What is required:
Report, word for word, every line of the material that contains "TypeScript".

Input:
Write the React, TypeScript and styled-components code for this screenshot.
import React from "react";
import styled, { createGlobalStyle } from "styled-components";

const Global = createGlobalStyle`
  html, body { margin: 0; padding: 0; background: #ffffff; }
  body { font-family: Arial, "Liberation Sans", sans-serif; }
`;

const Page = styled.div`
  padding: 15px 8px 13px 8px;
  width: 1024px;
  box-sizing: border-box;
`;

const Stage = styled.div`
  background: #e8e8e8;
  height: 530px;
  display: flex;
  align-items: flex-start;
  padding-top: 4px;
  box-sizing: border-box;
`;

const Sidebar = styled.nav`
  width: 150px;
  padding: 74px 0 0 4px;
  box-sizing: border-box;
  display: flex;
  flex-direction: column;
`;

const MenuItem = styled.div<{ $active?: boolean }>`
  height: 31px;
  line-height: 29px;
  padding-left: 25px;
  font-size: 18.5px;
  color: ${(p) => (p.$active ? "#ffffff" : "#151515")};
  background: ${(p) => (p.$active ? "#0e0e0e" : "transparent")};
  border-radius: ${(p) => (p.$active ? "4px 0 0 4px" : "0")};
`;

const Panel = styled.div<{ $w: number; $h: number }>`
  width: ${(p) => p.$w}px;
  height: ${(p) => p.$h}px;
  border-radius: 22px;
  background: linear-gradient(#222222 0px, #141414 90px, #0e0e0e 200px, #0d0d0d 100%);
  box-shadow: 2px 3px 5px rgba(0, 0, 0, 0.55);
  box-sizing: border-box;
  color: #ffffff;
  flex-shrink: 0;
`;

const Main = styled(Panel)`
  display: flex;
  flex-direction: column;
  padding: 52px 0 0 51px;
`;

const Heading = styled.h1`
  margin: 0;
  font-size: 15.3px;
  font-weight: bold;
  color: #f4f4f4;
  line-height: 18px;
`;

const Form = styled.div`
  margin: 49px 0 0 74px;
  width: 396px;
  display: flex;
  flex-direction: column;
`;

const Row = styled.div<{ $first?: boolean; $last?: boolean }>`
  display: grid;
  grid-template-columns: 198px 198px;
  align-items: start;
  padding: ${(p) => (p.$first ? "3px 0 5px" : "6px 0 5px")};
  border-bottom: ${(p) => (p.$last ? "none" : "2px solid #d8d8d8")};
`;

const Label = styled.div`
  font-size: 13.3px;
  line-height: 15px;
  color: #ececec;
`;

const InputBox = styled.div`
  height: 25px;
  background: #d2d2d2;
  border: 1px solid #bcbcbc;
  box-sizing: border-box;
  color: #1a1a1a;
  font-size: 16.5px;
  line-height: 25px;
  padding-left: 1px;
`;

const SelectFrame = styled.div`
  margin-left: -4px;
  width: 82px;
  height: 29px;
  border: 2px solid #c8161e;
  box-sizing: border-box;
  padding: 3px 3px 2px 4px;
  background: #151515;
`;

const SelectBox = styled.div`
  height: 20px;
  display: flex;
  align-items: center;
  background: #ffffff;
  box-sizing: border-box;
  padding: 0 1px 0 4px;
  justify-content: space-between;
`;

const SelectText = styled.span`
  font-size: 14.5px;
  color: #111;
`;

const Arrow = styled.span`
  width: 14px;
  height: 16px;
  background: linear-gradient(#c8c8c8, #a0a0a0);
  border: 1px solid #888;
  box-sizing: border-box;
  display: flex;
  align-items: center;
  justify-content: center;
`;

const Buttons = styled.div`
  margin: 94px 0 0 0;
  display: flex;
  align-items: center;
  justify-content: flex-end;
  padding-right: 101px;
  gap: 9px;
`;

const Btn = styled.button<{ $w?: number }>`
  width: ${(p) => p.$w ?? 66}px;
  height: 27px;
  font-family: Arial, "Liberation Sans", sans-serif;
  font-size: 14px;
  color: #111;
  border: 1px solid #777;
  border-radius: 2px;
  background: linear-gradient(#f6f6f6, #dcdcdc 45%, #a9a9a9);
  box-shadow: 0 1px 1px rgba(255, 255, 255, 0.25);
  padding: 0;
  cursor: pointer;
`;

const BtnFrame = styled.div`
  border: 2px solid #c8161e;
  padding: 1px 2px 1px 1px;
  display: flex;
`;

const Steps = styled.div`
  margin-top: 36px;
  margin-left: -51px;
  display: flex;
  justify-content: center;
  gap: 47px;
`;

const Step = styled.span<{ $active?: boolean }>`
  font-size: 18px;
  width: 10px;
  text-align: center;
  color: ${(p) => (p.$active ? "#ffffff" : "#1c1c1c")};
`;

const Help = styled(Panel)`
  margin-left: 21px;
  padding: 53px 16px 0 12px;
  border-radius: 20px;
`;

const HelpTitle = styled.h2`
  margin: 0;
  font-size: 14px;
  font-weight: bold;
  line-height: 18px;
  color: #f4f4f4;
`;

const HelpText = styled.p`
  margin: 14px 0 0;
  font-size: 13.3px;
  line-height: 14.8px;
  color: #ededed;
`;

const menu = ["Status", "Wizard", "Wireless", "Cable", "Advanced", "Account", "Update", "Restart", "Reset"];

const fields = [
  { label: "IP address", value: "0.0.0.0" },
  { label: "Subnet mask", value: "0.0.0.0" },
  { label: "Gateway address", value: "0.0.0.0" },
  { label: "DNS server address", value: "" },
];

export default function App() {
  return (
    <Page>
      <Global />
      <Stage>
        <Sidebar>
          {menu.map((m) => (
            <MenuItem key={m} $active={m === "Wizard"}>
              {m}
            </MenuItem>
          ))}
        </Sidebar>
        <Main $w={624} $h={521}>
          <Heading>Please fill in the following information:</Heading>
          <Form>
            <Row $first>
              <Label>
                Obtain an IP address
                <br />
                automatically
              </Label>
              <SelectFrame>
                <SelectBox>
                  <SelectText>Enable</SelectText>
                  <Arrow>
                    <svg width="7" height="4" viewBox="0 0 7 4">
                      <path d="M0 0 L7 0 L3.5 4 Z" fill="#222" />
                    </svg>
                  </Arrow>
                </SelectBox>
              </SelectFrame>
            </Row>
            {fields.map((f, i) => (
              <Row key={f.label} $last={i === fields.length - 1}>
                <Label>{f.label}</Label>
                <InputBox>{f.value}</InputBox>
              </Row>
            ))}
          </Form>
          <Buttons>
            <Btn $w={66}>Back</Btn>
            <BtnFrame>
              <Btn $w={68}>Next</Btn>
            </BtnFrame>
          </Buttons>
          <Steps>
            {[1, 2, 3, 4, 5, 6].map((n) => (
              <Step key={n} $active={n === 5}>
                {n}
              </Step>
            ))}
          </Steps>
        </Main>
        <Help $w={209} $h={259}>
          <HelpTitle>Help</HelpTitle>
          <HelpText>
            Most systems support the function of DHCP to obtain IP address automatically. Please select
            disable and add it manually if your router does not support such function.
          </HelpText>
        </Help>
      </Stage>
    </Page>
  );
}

...

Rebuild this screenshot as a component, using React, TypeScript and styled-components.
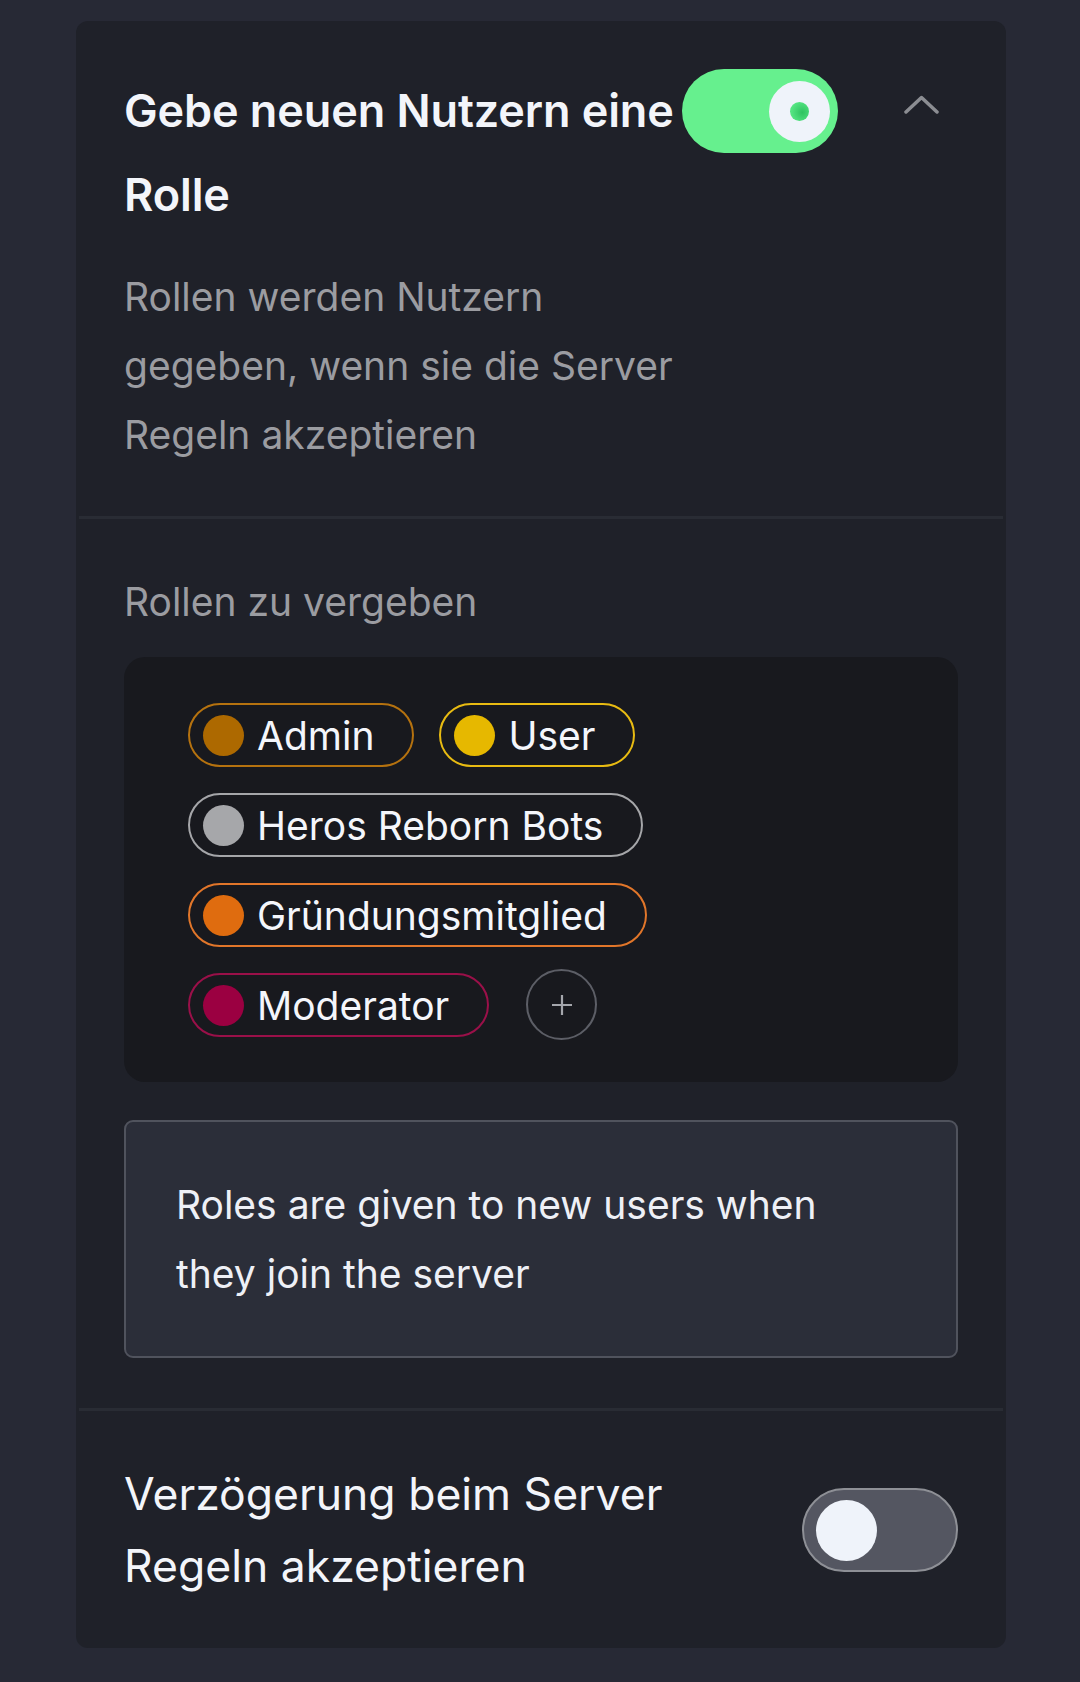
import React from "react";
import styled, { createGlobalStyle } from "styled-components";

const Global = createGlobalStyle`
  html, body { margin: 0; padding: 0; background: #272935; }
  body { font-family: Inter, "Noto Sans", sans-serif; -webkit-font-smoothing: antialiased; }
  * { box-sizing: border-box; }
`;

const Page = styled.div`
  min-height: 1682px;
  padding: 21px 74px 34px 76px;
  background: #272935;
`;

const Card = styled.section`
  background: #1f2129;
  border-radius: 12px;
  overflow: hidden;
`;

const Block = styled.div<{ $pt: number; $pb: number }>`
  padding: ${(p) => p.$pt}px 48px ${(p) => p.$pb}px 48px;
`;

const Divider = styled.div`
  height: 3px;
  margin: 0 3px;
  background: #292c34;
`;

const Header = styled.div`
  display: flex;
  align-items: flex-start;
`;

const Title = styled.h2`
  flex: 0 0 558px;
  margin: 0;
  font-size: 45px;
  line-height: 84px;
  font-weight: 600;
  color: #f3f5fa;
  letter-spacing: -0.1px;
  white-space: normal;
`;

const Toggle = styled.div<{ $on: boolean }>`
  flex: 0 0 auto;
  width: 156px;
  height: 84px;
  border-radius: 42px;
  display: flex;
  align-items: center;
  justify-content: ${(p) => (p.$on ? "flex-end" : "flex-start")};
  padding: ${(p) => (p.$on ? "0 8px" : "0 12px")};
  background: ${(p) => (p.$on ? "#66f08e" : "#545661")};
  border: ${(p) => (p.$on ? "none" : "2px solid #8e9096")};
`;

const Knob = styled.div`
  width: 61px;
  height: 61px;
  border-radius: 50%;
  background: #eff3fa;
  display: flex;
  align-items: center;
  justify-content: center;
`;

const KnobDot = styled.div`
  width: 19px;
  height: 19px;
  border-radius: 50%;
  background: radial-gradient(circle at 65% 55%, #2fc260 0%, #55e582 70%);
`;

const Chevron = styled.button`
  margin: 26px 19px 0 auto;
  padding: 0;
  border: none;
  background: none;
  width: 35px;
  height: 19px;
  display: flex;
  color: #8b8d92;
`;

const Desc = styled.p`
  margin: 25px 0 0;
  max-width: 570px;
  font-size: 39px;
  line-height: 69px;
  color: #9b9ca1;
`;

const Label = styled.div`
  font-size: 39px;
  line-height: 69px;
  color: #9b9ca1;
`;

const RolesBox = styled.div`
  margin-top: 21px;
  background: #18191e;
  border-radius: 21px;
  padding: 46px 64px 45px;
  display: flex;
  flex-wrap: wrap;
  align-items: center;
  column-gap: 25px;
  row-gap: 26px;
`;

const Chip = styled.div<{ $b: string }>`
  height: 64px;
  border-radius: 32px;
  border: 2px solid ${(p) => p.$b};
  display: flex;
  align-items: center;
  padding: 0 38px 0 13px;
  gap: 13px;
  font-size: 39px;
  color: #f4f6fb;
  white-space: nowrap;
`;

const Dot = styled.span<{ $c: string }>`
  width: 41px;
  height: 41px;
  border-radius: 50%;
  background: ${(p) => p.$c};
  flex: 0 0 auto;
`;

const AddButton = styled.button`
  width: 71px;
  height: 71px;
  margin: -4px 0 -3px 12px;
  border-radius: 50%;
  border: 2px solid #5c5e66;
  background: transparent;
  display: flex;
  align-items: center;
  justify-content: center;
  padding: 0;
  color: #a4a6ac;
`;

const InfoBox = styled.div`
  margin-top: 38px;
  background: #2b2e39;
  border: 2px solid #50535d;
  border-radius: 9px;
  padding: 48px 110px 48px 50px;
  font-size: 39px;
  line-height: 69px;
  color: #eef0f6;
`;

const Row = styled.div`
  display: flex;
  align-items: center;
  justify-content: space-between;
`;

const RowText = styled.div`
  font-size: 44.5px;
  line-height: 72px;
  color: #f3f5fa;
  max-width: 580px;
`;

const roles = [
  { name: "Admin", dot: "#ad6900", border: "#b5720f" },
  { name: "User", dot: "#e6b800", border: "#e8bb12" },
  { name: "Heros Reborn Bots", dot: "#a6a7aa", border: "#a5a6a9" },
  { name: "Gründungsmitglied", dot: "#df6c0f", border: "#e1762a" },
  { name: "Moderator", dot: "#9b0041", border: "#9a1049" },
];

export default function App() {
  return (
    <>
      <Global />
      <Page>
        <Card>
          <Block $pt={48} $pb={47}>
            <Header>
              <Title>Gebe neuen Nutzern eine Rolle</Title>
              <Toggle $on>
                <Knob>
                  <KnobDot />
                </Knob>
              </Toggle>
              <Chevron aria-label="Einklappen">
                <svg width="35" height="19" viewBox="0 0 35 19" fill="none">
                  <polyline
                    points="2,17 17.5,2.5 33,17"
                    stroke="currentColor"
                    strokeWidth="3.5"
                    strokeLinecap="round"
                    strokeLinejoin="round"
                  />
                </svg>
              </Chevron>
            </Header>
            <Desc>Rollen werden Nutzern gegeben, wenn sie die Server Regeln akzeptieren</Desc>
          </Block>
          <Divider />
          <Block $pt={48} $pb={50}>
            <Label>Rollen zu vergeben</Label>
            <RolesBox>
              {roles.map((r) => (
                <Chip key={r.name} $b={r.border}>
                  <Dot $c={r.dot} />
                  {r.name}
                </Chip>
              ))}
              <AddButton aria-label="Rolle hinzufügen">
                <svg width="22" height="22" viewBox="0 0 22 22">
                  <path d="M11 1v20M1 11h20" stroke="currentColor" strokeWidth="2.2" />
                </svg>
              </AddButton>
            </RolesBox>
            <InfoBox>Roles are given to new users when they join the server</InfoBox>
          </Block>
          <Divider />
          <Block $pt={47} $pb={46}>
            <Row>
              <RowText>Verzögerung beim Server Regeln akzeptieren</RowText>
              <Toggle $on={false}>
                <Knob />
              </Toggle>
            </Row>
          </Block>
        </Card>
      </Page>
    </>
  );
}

Answer below:
Write the React, TypeScript and styled-components code for this screenshot.
Rebuild this screenshot as a component, using React, TypeScript and styled-components.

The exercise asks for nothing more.